Set task: What is the number of lines in the data that hold the string "full"? Reply with that number only.

Dataset records:
=-=-=

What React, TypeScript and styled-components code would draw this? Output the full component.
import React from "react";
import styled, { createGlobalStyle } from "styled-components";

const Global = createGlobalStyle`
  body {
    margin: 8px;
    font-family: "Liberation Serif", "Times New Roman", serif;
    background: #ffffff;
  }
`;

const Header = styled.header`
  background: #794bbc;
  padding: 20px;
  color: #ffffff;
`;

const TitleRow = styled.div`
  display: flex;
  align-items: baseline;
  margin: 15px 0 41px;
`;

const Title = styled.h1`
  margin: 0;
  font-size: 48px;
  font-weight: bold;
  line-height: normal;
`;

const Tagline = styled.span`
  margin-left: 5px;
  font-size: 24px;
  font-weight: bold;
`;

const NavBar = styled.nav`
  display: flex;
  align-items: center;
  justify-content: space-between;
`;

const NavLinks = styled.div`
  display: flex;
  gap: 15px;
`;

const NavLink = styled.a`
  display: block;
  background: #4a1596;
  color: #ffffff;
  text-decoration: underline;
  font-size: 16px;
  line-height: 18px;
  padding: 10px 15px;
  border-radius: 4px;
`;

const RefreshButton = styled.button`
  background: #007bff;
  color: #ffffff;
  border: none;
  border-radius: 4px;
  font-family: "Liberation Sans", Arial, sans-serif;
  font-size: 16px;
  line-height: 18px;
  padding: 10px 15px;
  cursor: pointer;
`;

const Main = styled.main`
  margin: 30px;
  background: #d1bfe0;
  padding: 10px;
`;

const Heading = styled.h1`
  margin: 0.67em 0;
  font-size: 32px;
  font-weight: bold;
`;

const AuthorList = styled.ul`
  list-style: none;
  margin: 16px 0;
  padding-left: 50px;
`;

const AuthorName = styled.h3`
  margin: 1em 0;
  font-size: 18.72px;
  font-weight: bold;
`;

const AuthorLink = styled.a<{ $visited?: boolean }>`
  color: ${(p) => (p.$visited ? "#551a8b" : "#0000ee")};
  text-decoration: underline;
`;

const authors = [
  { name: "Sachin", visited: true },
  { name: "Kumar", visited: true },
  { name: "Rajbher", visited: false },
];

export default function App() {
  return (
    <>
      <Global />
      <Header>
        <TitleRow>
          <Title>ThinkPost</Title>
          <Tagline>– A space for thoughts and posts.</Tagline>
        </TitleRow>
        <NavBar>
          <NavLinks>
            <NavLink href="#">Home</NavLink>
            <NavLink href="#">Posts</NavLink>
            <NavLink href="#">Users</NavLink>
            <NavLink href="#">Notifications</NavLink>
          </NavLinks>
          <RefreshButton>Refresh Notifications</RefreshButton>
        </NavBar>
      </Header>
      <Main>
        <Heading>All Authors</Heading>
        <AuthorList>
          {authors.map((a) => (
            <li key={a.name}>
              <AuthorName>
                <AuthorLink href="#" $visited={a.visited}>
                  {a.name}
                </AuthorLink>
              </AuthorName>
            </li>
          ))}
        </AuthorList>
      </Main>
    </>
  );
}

=-=-=

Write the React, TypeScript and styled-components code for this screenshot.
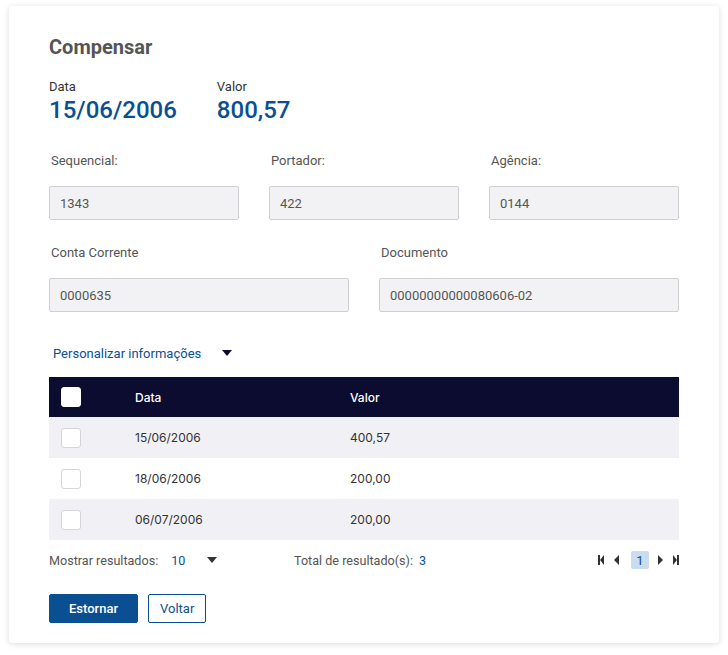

=-=-=

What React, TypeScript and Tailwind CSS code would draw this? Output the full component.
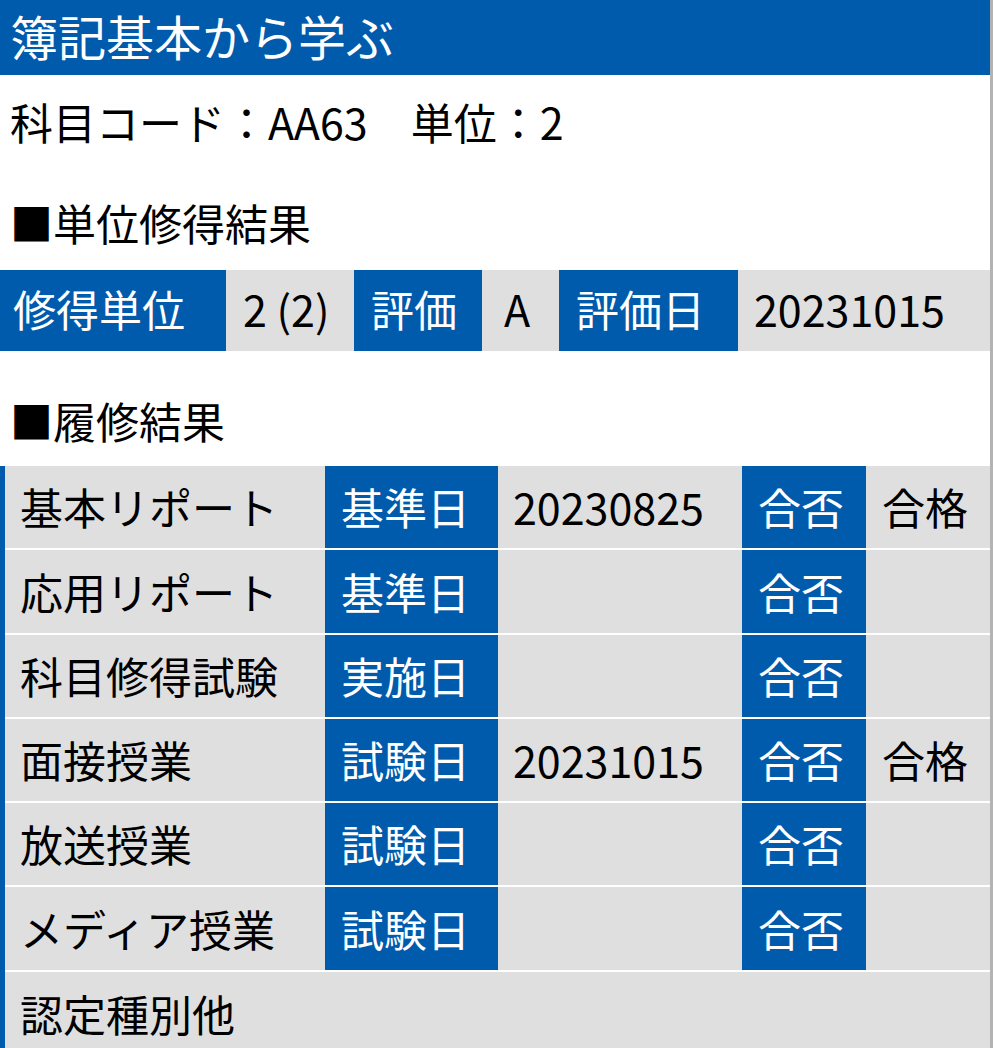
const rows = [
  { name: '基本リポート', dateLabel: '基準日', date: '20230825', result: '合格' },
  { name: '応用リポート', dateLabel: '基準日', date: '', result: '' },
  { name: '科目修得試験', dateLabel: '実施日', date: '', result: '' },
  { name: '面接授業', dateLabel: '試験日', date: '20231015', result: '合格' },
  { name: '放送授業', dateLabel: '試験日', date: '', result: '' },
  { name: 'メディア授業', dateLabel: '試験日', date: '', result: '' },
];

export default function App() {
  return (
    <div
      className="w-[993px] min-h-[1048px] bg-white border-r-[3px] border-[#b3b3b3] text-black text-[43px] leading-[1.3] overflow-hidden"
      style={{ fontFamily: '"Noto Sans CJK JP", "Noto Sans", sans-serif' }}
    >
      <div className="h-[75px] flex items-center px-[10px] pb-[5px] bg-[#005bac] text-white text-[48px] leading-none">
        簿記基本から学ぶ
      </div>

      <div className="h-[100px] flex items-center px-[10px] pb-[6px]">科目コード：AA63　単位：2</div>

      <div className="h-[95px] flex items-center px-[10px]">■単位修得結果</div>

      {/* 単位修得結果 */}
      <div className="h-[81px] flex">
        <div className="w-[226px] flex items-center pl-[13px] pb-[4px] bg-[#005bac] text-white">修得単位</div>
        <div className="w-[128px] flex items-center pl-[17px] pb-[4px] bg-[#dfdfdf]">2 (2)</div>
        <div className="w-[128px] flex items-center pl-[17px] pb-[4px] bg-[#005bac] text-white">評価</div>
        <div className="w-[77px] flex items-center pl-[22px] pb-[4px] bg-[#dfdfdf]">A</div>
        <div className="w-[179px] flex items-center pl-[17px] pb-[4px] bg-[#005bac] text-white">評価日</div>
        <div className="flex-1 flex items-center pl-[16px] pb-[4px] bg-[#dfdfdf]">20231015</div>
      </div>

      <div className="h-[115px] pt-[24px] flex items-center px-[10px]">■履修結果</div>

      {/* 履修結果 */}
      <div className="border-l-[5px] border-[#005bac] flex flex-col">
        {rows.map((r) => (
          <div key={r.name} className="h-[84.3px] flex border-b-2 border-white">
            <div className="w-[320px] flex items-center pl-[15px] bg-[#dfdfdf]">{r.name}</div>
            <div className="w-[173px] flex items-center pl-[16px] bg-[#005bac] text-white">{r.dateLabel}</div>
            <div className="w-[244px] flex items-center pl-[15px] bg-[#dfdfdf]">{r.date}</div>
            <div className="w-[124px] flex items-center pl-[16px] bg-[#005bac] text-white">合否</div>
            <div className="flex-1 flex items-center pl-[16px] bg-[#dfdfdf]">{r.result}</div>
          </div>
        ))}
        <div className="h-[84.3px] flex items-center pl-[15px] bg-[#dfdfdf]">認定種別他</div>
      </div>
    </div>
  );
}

=-=-=

Solved exercise: 2